If the option is to shift the burden on to the Engager, then HMRC must engage with End Clients in order to explain how status is determined – in a manner that it never really has with the contractor market.
If the test is reduced to supervision, direction or control, HMRC will create a market where the genuine ‘self employed’ PSC contractor cannot operate and Engagers will lose access to the skills that they need for the short periods that they need them.
Status tests based on time periods are not practical and the market will find ways of getting around any specified engagement period.
We recognise that there are abuses in the PSC market, but HMRC has the Intermediaries and MSC Legislation to tackle these abuses; it just needs to police the market better, as it has been asked to do by the Chancellor, and as was recommended by the House of Lords Select Committee Report.

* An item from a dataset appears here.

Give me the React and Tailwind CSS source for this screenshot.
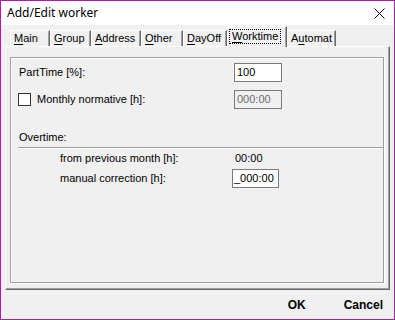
import React from "react";

const tabs = [
    { pre: "", key: "M", post: "ain", w: "w-[40px]" },
    { pre: "", key: "G", post: "roup", w: "w-[41px]" },
    { pre: "", key: "A", post: "ddress", w: "w-[50px]" },
    { pre: "", key: "O", post: "ther", w: "w-[42px]" },
    { pre: "", key: "D", post: "ayOff", w: "w-[44px]" },
    { pre: "", key: "W", post: "orktime", w: "w-[60px]", active: true },
    { pre: "A", key: "u", post: "tomat", w: "w-[49px]" },
];

const Tab = ({ tab }) => {
    const label = (
        <span>
            {tab.pre}
            <span className="underline underline-offset-[2px]">{tab.key}</span>
            {tab.post}
        </span>
    );
    if (tab.active) {
        return (
            <div className={`${tab.w} h-[21px] -mb-[1px] relative z-10 bg-[#f0f0f0] border-t border-l border-white border-r border-r-[#696969] shadow-[inset_-1px_0_0_#a0a0a0] pl-[1px] pt-[1px]`}>
                <div className="inline-block border border-dotted border-black px-[2px] leading-[13px]">{label}</div>
            </div>
        );
    }
    return (
        <div className={`${tab.w} h-[16px] bg-[#f0f0f0] border-t border-l border-white border-r border-r-[#696969] shadow-[inset_-1px_0_0_#a0a0a0] pl-[3px] leading-[15px]`}>
            {label}
        </div>
    );
};

const Field = ({ value, width = "w-[48px]", disabled = false, pad = "pl-[2px]" }) => (
    <div className={`${width} h-[19px] border border-[#7a7a7a] ${disabled ? "bg-[#f0f0f0] text-[#6d6d6d]" : "bg-white text-black"} ${pad} leading-[17px]`}>
        {value}
    </div>
);

export default function App() {
    return (
        <div className="w-[395px] h-[320px] border border-[#a2239f] bg-[#f0f0f0] flex flex-col text-[11px] text-black overflow-hidden" style={{ fontFamily: '"Liberation Sans", Arial, sans-serif' }}>
            {/* title bar */}
            <div className="h-[24px] bg-white flex items-center justify-between pl-[6px] pr-[9px] shrink-0">
                <span className="text-[12px]" style={{ fontFamily: '"Noto Sans", "Liberation Sans", sans-serif' }}>Add/Edit worker</span>
                <svg width="11" height="11" viewBox="0 0 11 11" className="mt-[1px]">
                    <path d="M0.5 0.5 L10.5 10.5 M10.5 0.5 L0.5 10.5" stroke="#000" strokeWidth="1" fill="none" />
                </svg>
            </div>

            {/* tab strip */}
            <div className="h-[21px] flex items-end pl-[9px] shrink-0">
                {tabs.map((t, i) => (
                    <Tab key={i} tab={t} />
                ))}
            </div>

            {/* tab panel */}
            <div className="ml-[4px] w-[385px] h-[244px] shrink-0 border-t border-l border-white border-r border-b border-r-[#696969] border-b-[#696969] shadow-[inset_-1px_-1px_0_#a0a0a0]">
                <div className="mt-[10px] ml-[4px] w-[374px] h-[226px] border border-[#a0a0a0] shadow-[inset_1px_1px_0_#fff,1px_1px_0_#fff] flex flex-col">
                    <div className="mt-[5px] h-[19px] flex items-center">
                        <div className="w-[223px] pl-[8px]">PartTime [%]:</div>
                        <Field value="100" />
                    </div>
                    <div className="mt-[8px] h-[19px] flex items-center">
                        <div className="w-[223px] pl-[7px] flex items-center">
                            <div className="w-[13px] h-[13px] border border-[#333] bg-white" />
                            <span className="ml-[6px]">Monthly normative [h]:</span>
                        </div>
                        <Field value="000:00" disabled />
                    </div>
                    <div className="mt-[20px] h-[17px] pl-[8px] leading-[17px]">Overtime:</div>
                    <div className="mt-[1px] ml-[7px] h-[2px] border-t border-[#a0a0a0] border-b border-b-white" />
                    <div className="h-[19px] flex items-center">
                        <div className="w-[221px] pl-[49px]">from previous month [h]:</div>
                        <div className="pl-[3px]">00:00</div>
                    </div>
                    <div className="mt-[1px] h-[19px] flex items-center">
                        <div className="w-[221px] pl-[49px]">manual correction [h]:</div>
                        <Field value="_000:00" width="w-[47px]" pad="pl-[1px]" />
                    </div>
                </div>
            </div>

            {/* buttons */}
            <div className="flex-1 flex items-center justify-end pr-[11px] gap-[38px] font-bold text-[12px]">
                <span>OK</span>
                <span>Cancel</span>
            </div>
        </div>
    );
}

It would be our view that HMRC improve their administration and their risk selection procedures and police the market properly, so that it will be no longer possible for anyone to claim that “many individuals simply take a risk that Her Majesty’s Revenue and Customs will not look into their employment status, an attitude that is fostered by the decreasing number of compliance investigations”.
It is time for HMRC to identify the low-paid workers coerced into incorporation and penalise the employers; root out the Friday/Monday employee/contractor scenarios and determine the liability; as well as improving its investigations techniques. IR35 is not a great piece of legislation, but its effect used to lie in its deterrence value. PSCs are still confused by IR35; just no longer frightened of it.